Debate team captures two tournament titles

by Andrea Hahn

CARBONDALE, Ill. -- It was Super Bowl weekend for many around the country, but for the Southern Illinois University Carbondale Debate Team, it was crunch time.

SIU Carbondale walked away with wins in both of the last two tournaments of the regular debate season.  The Round Robin Tournament of Champions is an invitation-to-top-teams-only event, while the Sunset Cliffs Classic is open to all collegiate debate teams. Approximately 70 teams from universities around the country participated. Point Loma Nazarene University in San Diego, Calif., hosts both tournaments.

The tournament-winning duo on the SIU Carbondale Debate team is Ben Campbell (Springfield, Mo.) a junior political science major, and Mike Selck (Blue Springs, Mo.), a junior speech communication major.

SIU Carbondale is the only team in history to win both tournaments in the same year, and it has done so three times.  The other two times, Kevin Calderwood, now a graduate assistant working with the SIU Carbondale debate program, was on the team.

“Ben and Mike say they are in good company (winning both tournaments),” he said.  “It’s nice of them to say that, but the truth is it’s me in good company.  If they keep this up, they’ll break all my records.”
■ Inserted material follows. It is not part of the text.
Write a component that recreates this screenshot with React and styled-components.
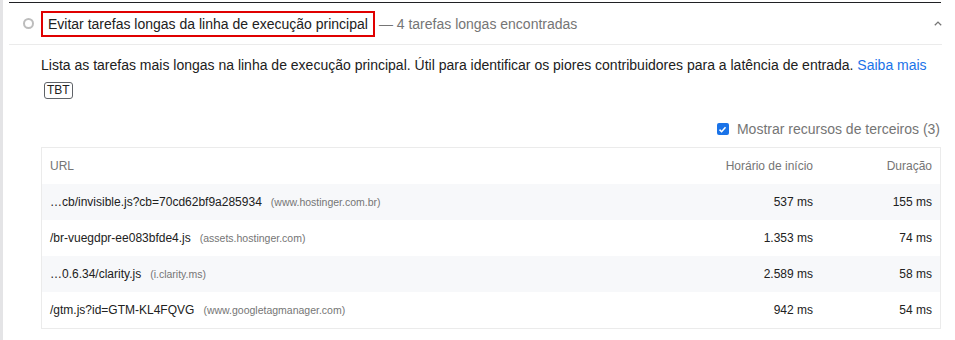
import React from 'react'
import styled, { createGlobalStyle } from 'styled-components'

const GlobalStyle = createGlobalStyle`
  body {
    margin: 0;
    background: #fff;
    font-family: "Liberation Sans", Arial, sans-serif;
    color: #212121;
  }
`

const rows = [
  { url: '…cb/invisible.js?cb=70cd62bf9a285934', host: 'www.hostinger.com.br', start: '537 ms', dur: '155 ms' },
  { url: '/br-vuegdpr-ee083bfde4.js', host: 'assets.hostinger.com', start: '1.353 ms', dur: '74 ms' },
  { url: '…0.6.34/clarity.js', host: 'i.clarity.ms', start: '2.589 ms', dur: '58 ms' },
  { url: '/gtm.js?id=GTM-KL4FQVG', host: 'www.googletagmanager.com', start: '942 ms', dur: '54 ms' },
]

function App() {
  return (
    <>
      <GlobalStyle />
      <Page>
        <Audit>
          <Header>
            <Circle />
            <Title>Evitar tarefas longas da linha de execução principal</Title>
            <Display>— 4 tarefas longas encontradas</Display>
            <Chevron viewBox="0 0 8 5" width="8" height="5">
              <path d="M0.8 4.3 L4 1.1 L7.2 4.3" fill="none" stroke="#757575" strokeWidth="1.3" />
            </Chevron>
          </Header>
          <Body>
            <Description>
              Lista as tarefas mais longas na linha de execução principal. Útil para identificar os piores contribuidores para a latência de entrada. <Link href="#">Saiba mais</Link>
            </Description>
            <Badges>
              <Badge>TBT</Badge>
            </Badges>
            <Filter>
              <Check>
                <svg viewBox="0 0 12 12" width="9" height="9">
                  <path d="M2 6.2 L4.8 9 L10 3" fill="none" stroke="#fff" strokeWidth="2" />
                </svg>
              </Check>
              Mostrar recursos de terceiros (3)
            </Filter>
            <Table>
              <thead>
                <tr>
                  <Th>URL</Th>
                  <Th align="right">Horário de início</Th>
                  <Th align="right" last>Duração</Th>
                </tr>
              </thead>
              <tbody>
                {rows.map((r, i) => (
                  <Tr key={i} shaded={i % 2 === 0}>
                    <Td>
                      {r.url}
                      <Host>({r.host})</Host>
                    </Td>
                    <Td align="right">{r.start}</Td>
                    <Td align="right" last>{r.dur}</Td>
                  </Tr>
                ))}
              </tbody>
            </Table>
          </Body>
        </Audit>
      </Page>
    </>
  )
}

const Page = styled.div`
  border-left: 3px solid #e4e4e6;
  height: 340px;
  box-sizing: border-box;
  padding: 2px 14px 0 6px;
`

const Audit = styled.div`
  border-top: 1px solid #202124;
`

const Header = styled.div`
  display: flex;
  align-items: center;
  height: 41px;
  padding: 0 0 0 14px;
  margin-right: -1px;
  border-bottom: 1px solid #ebebeb;
  font-size: 14px;
`

const Circle = styled.span`
  width: 7px;
  height: 7px;
  border: 2px solid #bdbdbd;
  border-radius: 50%;
  margin-right: 7px;
  margin-top: -1px;
`

const Title = styled.span`
  border: 2px solid #e00000;
  padding: 3px 5px 3px 5px;
  color: #212121;
`

const Display = styled.span`
  margin-left: 4px;
  color: #757575;
`

const Chevron = styled.svg`
  margin-left: auto;
  margin-top: -1px;
`

const Body = styled.div`
  padding: 10px 0 0 32px;
`

const Description = styled.div`
  font-size: 14px;
  line-height: 20px;
  color: #212121;
`

const Link = styled.a`
  color: #1a73e8;
  text-decoration: none;
`

const Badges = styled.div`
  display: flex;
  margin-top: 7px;
  padding-left: 3px;
`

const Badge = styled.span`
  padding: 0 2px;
  border: 1px solid #5f6368;
  border-radius: 3px;
  font-size: 12px;
  line-height: 15px;
  color: #212121;
`

const Filter = styled.label`
  display: flex;
  align-items: center;
  justify-content: flex-end;
  margin-top: 22px;
  font-size: 14px;
  color: #757575;
  padding-right: 1px;
`

const Check = styled.span`
  display: inline-flex;
  align-items: center;
  justify-content: center;
  width: 12px;
  height: 12px;
  border-radius: 2px;
  background: #1a73e8;
  margin-right: 8px;
`

const Table = styled.table`
  width: 100%;
  margin-top: 10px;
  border-collapse: collapse;
  border: 1px solid #ebebeb;
  font-size: 12px;
`

const Th = styled.th`
  height: 36px;
  padding: 0 ${p => (p.last ? '8px' : '0')} 0 8px;
  width: ${p => (p.last ? '111px' : 'auto')};
  text-align: ${p => p.align || 'left'};
  font-weight: normal;
  color: #757575;
`

const Tr = styled.tr`
  background: ${p => (p.shaded ? '#f7f8fa' : '#fff')};
`

const Td = styled.td`
  height: 36px;
  padding: 0 ${p => (p.last ? '8px' : '0')} 0 8px;
  text-align: ${p => p.align || 'left'};
  color: #212121;
  white-space: nowrap;
`

const Host = styled.span`
  margin-left: 9px;
  font-size: 10.5px;
  color: #757575;
`

export default App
The junior team of Sid Rehg (Swansea), a junior speech communication major, and Josh Rivera (Chicago), a freshman political science major, put in a good showing at the Sunset Cliffs Classic tournament, finishing with a tie for ninth place.  Rehg earned an individual award for third best individual debater in the tournament.

Todd Graham, director of debate at SIU Carbondale, described the weekend as “sleep-deprived” and “relentless.”

“All I do is put the machine on autopilot and watch the brilliant people around me do their jobs,” he said.  “Our University’s debate team won two more incredibly difficult and highly prestigious tournaments -- yeah, they’re awesome.”

The SIU Carbondale Debate Team will spend the next month, before the national championship debates, in intensive research sessions to prepare.  In 2008, the team won the National Parliamentary Tournament of Excellence, otherwise known as the national championships, placing second in 2009 and third in 2010, among other honors.  In 2008, the team received special recognition and honor from the governor of Illinois, and was introduced and honored on the floors of both the Illinois House and Illinois Senate.